■ **MATERIAL PROVIDED**:
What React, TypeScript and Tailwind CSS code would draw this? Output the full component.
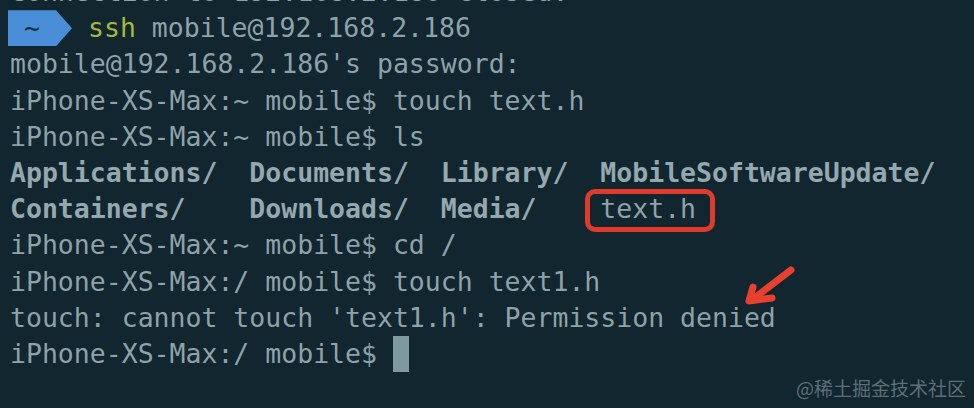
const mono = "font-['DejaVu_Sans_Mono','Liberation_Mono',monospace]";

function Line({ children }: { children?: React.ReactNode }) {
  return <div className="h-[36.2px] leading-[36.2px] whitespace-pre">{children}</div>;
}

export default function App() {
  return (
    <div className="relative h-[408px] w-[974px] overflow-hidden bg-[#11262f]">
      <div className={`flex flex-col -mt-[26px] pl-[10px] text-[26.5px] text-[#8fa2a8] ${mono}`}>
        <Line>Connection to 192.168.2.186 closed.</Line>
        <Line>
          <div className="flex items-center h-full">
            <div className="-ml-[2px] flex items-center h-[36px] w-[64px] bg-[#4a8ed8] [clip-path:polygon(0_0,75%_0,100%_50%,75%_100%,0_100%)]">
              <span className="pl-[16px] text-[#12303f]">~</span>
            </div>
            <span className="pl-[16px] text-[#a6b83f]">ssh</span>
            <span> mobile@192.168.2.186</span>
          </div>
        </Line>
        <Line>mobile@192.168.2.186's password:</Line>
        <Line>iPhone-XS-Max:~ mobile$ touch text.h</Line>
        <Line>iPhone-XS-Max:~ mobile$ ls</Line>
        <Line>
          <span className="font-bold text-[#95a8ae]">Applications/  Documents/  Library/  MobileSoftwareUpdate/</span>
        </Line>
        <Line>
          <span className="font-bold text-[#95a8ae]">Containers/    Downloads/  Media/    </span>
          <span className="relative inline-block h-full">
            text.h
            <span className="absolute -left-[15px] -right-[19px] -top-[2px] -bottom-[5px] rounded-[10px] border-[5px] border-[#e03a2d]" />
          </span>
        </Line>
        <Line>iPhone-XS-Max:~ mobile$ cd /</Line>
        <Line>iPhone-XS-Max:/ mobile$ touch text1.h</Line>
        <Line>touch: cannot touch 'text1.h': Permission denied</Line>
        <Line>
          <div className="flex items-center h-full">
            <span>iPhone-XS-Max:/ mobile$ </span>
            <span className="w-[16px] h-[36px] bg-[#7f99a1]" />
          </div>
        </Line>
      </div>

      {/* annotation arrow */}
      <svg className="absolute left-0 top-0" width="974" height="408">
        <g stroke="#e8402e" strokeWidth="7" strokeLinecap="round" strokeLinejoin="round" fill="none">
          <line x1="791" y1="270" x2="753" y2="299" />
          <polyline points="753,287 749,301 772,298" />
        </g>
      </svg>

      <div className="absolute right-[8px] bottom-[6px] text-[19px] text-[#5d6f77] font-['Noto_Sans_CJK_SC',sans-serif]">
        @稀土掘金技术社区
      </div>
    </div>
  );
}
...
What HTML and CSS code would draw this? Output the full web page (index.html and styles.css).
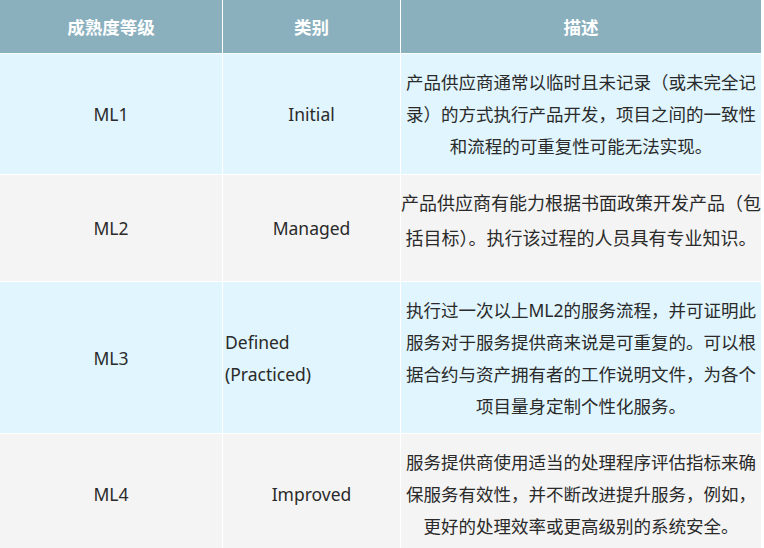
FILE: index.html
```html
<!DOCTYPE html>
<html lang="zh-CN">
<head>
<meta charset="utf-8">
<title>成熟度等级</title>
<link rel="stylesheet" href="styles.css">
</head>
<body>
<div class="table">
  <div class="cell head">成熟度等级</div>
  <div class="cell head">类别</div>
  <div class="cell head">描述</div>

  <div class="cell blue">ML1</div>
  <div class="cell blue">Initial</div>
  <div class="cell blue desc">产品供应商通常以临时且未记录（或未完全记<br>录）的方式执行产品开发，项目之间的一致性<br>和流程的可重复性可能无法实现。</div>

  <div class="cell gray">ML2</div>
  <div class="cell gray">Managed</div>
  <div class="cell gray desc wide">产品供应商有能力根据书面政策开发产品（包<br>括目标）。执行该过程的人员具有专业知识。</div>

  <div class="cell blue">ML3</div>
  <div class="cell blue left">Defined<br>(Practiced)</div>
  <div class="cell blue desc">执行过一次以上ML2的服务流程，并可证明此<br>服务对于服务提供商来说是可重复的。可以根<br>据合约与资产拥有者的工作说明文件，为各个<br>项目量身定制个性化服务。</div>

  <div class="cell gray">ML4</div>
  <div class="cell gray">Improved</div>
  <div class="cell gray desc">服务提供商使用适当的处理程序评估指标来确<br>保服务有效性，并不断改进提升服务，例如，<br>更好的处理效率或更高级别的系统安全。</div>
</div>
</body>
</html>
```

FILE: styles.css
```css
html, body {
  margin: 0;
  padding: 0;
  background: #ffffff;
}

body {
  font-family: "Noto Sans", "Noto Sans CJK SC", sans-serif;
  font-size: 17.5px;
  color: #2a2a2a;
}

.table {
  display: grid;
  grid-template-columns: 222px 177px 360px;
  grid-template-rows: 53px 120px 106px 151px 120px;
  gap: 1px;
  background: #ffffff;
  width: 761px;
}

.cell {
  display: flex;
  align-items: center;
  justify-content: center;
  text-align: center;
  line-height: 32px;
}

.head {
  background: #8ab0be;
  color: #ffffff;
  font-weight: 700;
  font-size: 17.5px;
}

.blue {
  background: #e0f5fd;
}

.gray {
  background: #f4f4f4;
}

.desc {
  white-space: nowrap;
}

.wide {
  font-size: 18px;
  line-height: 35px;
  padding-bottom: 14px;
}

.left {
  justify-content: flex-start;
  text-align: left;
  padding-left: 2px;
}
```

■ **WHAT TO DO**: Pull every line containing "code" out of the records.

■ **CORRECT RESULT**:
What React, TypeScript and Tailwind CSS code would draw this? Output the full component.
What HTML and CSS code would draw this? Output the full web page (index.html and styles.css).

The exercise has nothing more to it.